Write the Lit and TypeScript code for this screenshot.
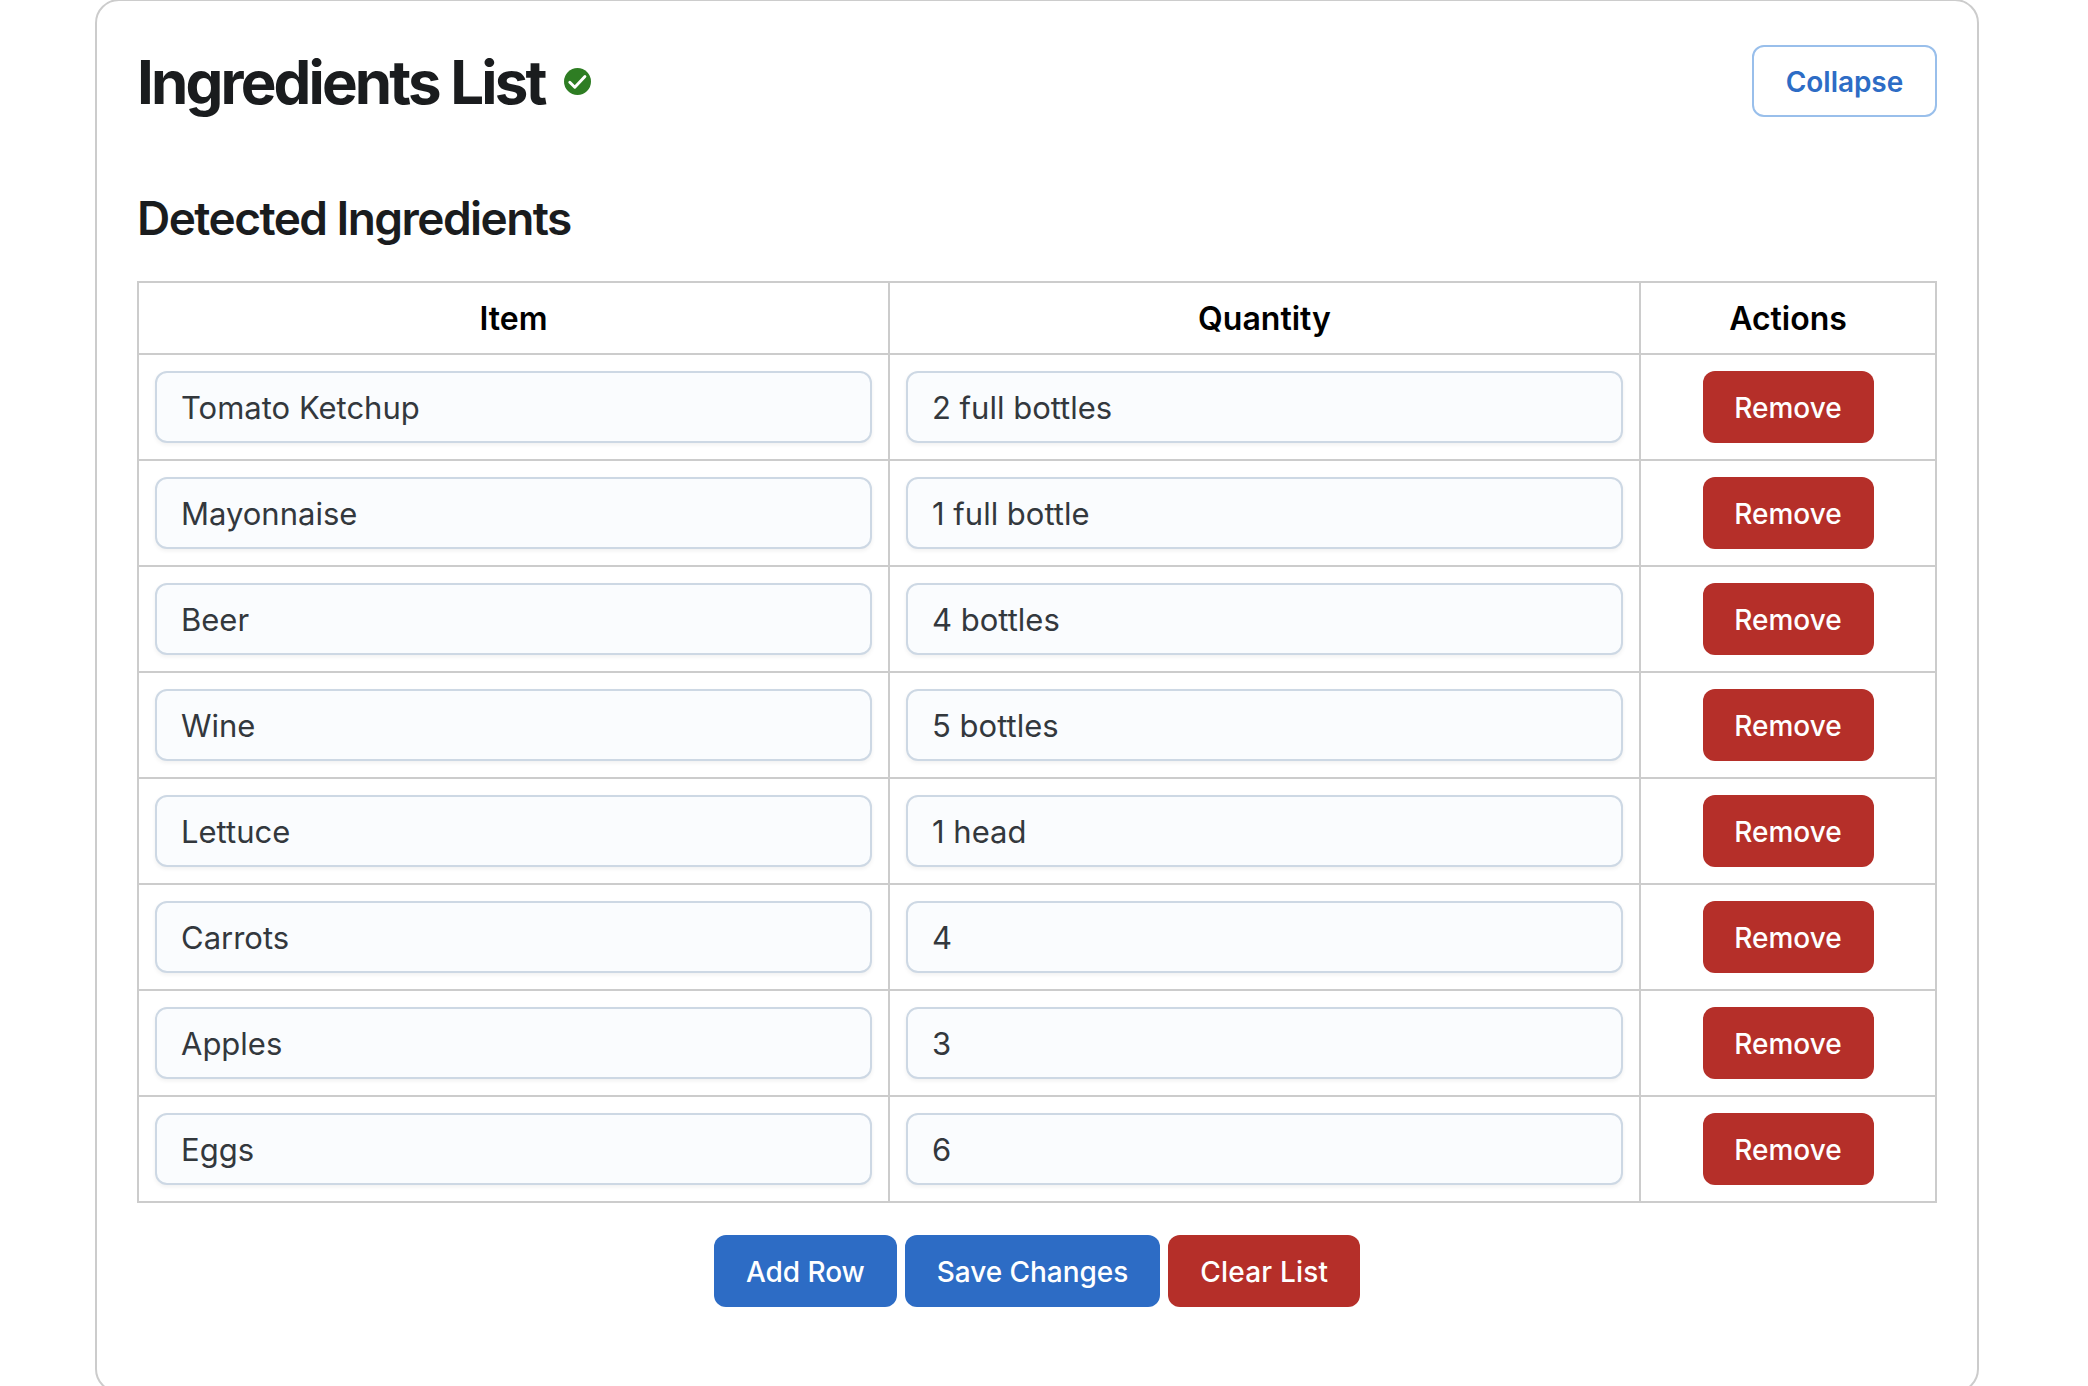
import { LitElement, html, css } from "lit";
import { customElement } from "lit/decorators.js";

const rows: [string, string][] = [
  ["Tomato Ketchup", "2 full bottles"],
  ["Mayonnaise", "1 full bottle"],
  ["Beer", "4 bottles"],
  ["Wine", "5 bottles"],
  ["Lettuce", "1 head"],
  ["Carrots", "4"],
  ["Apples", "3"],
  ["Eggs", "6"],
];

@customElement("app-root")
export class AppRoot extends LitElement {
  static styles = css`
    :host {
      display: block;
      height: 1386px;
      overflow: hidden;
      background: #fff;
      font-family: Inter, "Liberation Sans", sans-serif;
      color: #1a1c1e;
    }
    .card {
      box-sizing: border-box;
      margin: -1px 109px 0 95px;
      height: 1394px;
      border: 2px solid #cccccc;
      border-radius: 24px;
      padding: 0 40px;
    }
    .head {
      display: flex;
      justify-content: space-between;
      align-items: center;
      padding-top: 44px;
      height: 72px;
      box-sizing: content-box;
    }
    .title {
      display: flex;
      align-items: center;
      gap: 19px;
    }
    h1 {
      margin: 2px 0 0;
      font-size: 60px;
      line-height: 72px;
      font-weight: 700;
      letter-spacing: -2.85px;
    }
    .check {
      display: block;
      width: 27px;
      height: 27px;
    }
    .collapse {
      box-sizing: border-box;
      height: 72px;
      width: 185px;
      background: #fff;
      border: 2px solid #99bfeb;
      border-radius: 12px;
      color: #2d6cc5;
      font: 600 28px Inter, "Liberation Sans", sans-serif;
      letter-spacing: -0.05px;
      padding: 2px 0 0;
    }
    h2 {
      margin: 75px 0 0;
      font-size: 46px;
      line-height: 52px;
      font-weight: 600;
      letter-spacing: -1.55px;
    }
    table {
      margin-top: 37px;
      width: 100%;
      border-collapse: collapse;
      table-layout: fixed;
    }
    th,
    td {
      box-sizing: border-box;
      border: 2px solid #cccccc;
      padding: 16px;
      text-align: center;
    }
    th {
      height: 72px;
      padding: 17px 16px 15px;
      font-size: 32px;
      line-height: 38px;
      font-weight: 600;
      color: #000;
    }
    .narrow {
      width: 296px;
    }
    input {
      display: block;
      box-sizing: border-box;
      width: 100%;
      height: 72px;
      padding: 0 24px;
      border: 2px solid #cdd8e4;
      border-radius: 12px;
      background: #fafcfe;
      box-shadow: 0 2px 4px rgba(0, 0, 0, 0.06);
      color: #33383d;
      font: 400 31px Inter, "Liberation Sans", sans-serif;
      outline: none;
    }
    button {
      border: 0;
      cursor: pointer;
    }
    .remove {
      display: block;
      margin: 0 auto;
      width: 171px;
      height: 72px;
      border-radius: 12px;
      background: #b52f29;
      color: #fff;
      font: 500 28px Inter, "Liberation Sans", sans-serif;
      padding: 2px 0 0;
    }
    .actions {
      display: flex;
      justify-content: center;
      gap: 8px;
      margin-top: 32px;
    }
    .act {
      height: 72px;
      padding: 2px 32px 0;
      border-radius: 12px;
      color: #fff;
      font: 500 28px Inter, "Liberation Sans", sans-serif;
    }
    .blue {
      background: #2d6cc5;
      letter-spacing: -0.04px;
    }
    .red {
      background: #b52f29;
      letter-spacing: 0.18px;
    }
  `;

  render() {
    return html`
      <div class="card">
        <div class="head">
          <div class="title">
            <h1>Ingredients List</h1>
            <svg class="check" viewBox="0 0 28 28" aria-hidden="true">
              <circle cx="14" cy="14" r="14" fill="#2e7d23"></circle>
              <path d="M6 14.7l5.2 5.3L21.7 8.8" fill="none" stroke="#fff" stroke-width="3" stroke-linecap="round" stroke-linejoin="round"></path>
            </svg>
          </div>
          <button class="collapse">Collapse</button>
        </div>
        <h2>Detected Ingredients</h2>
        <table>
          <thead>
            <tr>
              <th>Item</th>
              <th>Quantity</th>
              <th class="narrow">Actions</th>
            </tr>
          </thead>
          <tbody>
            ${rows.map(
              ([item, qty]) => html`
                <tr>
                  <td><input value=${item} /></td>
                  <td><input value=${qty} /></td>
                  <td><button class="remove">Remove</button></td>
                </tr>
              `
            )}
          </tbody>
        </table>
        <div class="actions">
          <button class="act blue">Add Row</button>
          <button class="act blue">Save Changes</button>
          <button class="act red">Clear List</button>
        </div>
      </div>
    `;
  }
}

********************

The data should be printed again unchanged; leave its pictures out.

Write the Lit and TypeScript code for this screenshot.
import { LitElement, html, css } from "lit";
import { customElement } from "lit/decorators.js";

const rows: [string, string][] = [
  ["Tomato Ketchup", "2 full bottles"],
  ["Mayonnaise", "1 full bottle"],
  ["Beer", "4 bottles"],
  ["Wine", "5 bottles"],
  ["Lettuce", "1 head"],
  ["Carrots", "4"],
  ["Apples", "3"],
  ["Eggs", "6"],
];

@customElement("app-root")
export class AppRoot extends LitElement {
  static styles = css`
    :host {
      display: block;
      height: 1386px;
      overflow: hidden;
      background: #fff;
      font-family: Inter, "Liberation Sans", sans-serif;
      color: #1a1c1e;
    }
    .card {
      box-sizing: border-box;
      margin: -1px 109px 0 95px;
      height: 1394px;
      border: 2px solid #cccccc;
      border-radius: 24px;
      padding: 0 40px;
    }
    .head {
      display: flex;
      justify-content: space-between;
      align-items: center;
      padding-top: 44px;
      height: 72px;
      box-sizing: content-box;
    }
    .title {
      display: flex;
      align-items: center;
      gap: 19px;
    }
    h1 {
      margin: 2px 0 0;
      font-size: 60px;
      line-height: 72px;
      font-weight: 700;
      letter-spacing: -2.85px;
    }
    .check {
      display: block;
      width: 27px;
      height: 27px;
    }
    .collapse {
      box-sizing: border-box;
      height: 72px;
      width: 185px;
      background: #fff;
      border: 2px solid #99bfeb;
      border-radius: 12px;
      color: #2d6cc5;
      font: 600 28px Inter, "Liberation Sans", sans-serif;
      letter-spacing: -0.05px;
      padding: 2px 0 0;
    }
    h2 {
      margin: 75px 0 0;
      font-size: 46px;
      line-height: 52px;
      font-weight: 600;
      letter-spacing: -1.55px;
    }
    table {
      margin-top: 37px;
      width: 100%;
      border-collapse: collapse;
      table-layout: fixed;
    }
    th,
    td {
      box-sizing: border-box;
      border: 2px solid #cccccc;
      padding: 16px;
      text-align: center;
    }
    th {
      height: 72px;
      padding: 17px 16px 15px;
      font-size: 32px;
      line-height: 38px;
      font-weight: 600;
      color: #000;
    }
    .narrow {
      width: 296px;
    }
    input {
      display: block;
      box-sizing: border-box;
      width: 100%;
      height: 72px;
      padding: 0 24px;
      border: 2px solid #cdd8e4;
      border-radius: 12px;
      background: #fafcfe;
      box-shadow: 0 2px 4px rgba(0, 0, 0, 0.06);
      color: #33383d;
      font: 400 31px Inter, "Liberation Sans", sans-serif;
      outline: none;
    }
    button {
      border: 0;
      cursor: pointer;
    }
    .remove {
      display: block;
      margin: 0 auto;
      width: 171px;
      height: 72px;
      border-radius: 12px;
      background: #b52f29;
      color: #fff;
      font: 500 28px Inter, "Liberation Sans", sans-serif;
      padding: 2px 0 0;
    }
    .actions {
      display: flex;
      justify-content: center;
      gap: 8px;
      margin-top: 32px;
    }
    .act {
      height: 72px;
      padding: 2px 32px 0;
      border-radius: 12px;
      color: #fff;
      font: 500 28px Inter, "Liberation Sans", sans-serif;
    }
    .blue {
      background: #2d6cc5;
      letter-spacing: -0.04px;
    }
    .red {
      background: #b52f29;
      letter-spacing: 0.18px;
    }
  `;

  render() {
    return html`
      <div class="card">
        <div class="head">
          <div class="title">
            <h1>Ingredients List</h1>
            <svg class="check" viewBox="0 0 28 28" aria-hidden="true">
              <circle cx="14" cy="14" r="14" fill="#2e7d23"></circle>
              <path d="M6 14.7l5.2 5.3L21.7 8.8" fill="none" stroke="#fff" stroke-width="3" stroke-linecap="round" stroke-linejoin="round"></path>
            </svg>
          </div>
          <button class="collapse">Collapse</button>
        </div>
        <h2>Detected Ingredients</h2>
        <table>
          <thead>
            <tr>
              <th>Item</th>
              <th>Quantity</th>
              <th class="narrow">Actions</th>
            </tr>
          </thead>
          <tbody>
            ${rows.map(
              ([item, qty]) => html`
                <tr>
                  <td><input value=${item} /></td>
                  <td><input value=${qty} /></td>
                  <td><button class="remove">Remove</button></td>
                </tr>
              `
            )}
          </tbody>
        </table>
        <div class="actions">
          <button class="act blue">Add Row</button>
          <button class="act blue">Save Changes</button>
          <button class="act red">Clear List</button>
        </div>
      </div>
    `;
  }
}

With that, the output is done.